2015 – The year it changed.

I left college, not getting into the uni I wanted, so I ended up going to UCLAN doing Journalism through Clearing. If this didn’t happen I wouldn’t have met my best friends. I am so grateful to have them in my life, they are all the most amazing people and I really hope that they stay in my life for a very long time. I also have met my soulmate. The man I want to marry, that has stayed with me through my really crazy moments and I am glad.

2016-2019

I am just going to merge these years together. My uni years, some of the best years of my life to date. I have cried, laughed, puked, screamed, even pissed myself a few times drunk, but I would not have changed it for the world. I created great stories. Learned a lot. I spent a lot, in my overdraft 90% of the time. Cried either whilst drunk, sad, in a dramatic meltdown. I have volunteered my hours. I have proven to myself that I can do anything as I got A FIRST CLASS HONOURS DEGREE! I went to my first festival. I have changed my hair from brown to red to ginger to red to short to long to blue to brown too then really short, pixie cut short as I had a meltdown drunk and cut my hair, then donating that hair, to growing it out to what it is now.
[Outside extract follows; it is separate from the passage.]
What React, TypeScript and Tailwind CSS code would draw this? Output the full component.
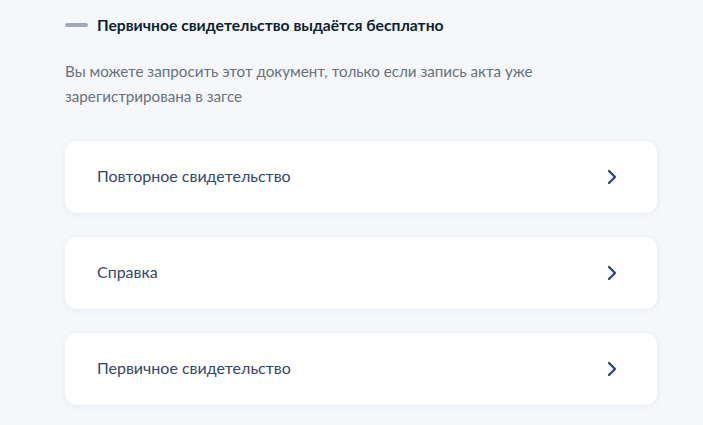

I have done a lot these past few years and I am so happy for every minute. And in these years my mental health has fluctuated a lot. It stopped me from attending one first-year exam, because I had really bad exam anxiety, it put a strain on my friendships as I would (and still do sometimes) wonder if they were really my friends, I would tell myself I look fat, and I am stupid so I would fail exams, I was and still am my own saboteur, and one day I will write about my ‘health’ but for now let’s just concentrate on this post and these words.

The past ten years have been a weird, wild ride. I feel like I have experienced so much, I have learned and grew. But there is still much to learn and I can’t wait to see where the next 10 years take me. I am in the driver’s seat and I know some crazy shit is gonna happen but I am excited to see where this road takes me.

What has been the highlight of your decade?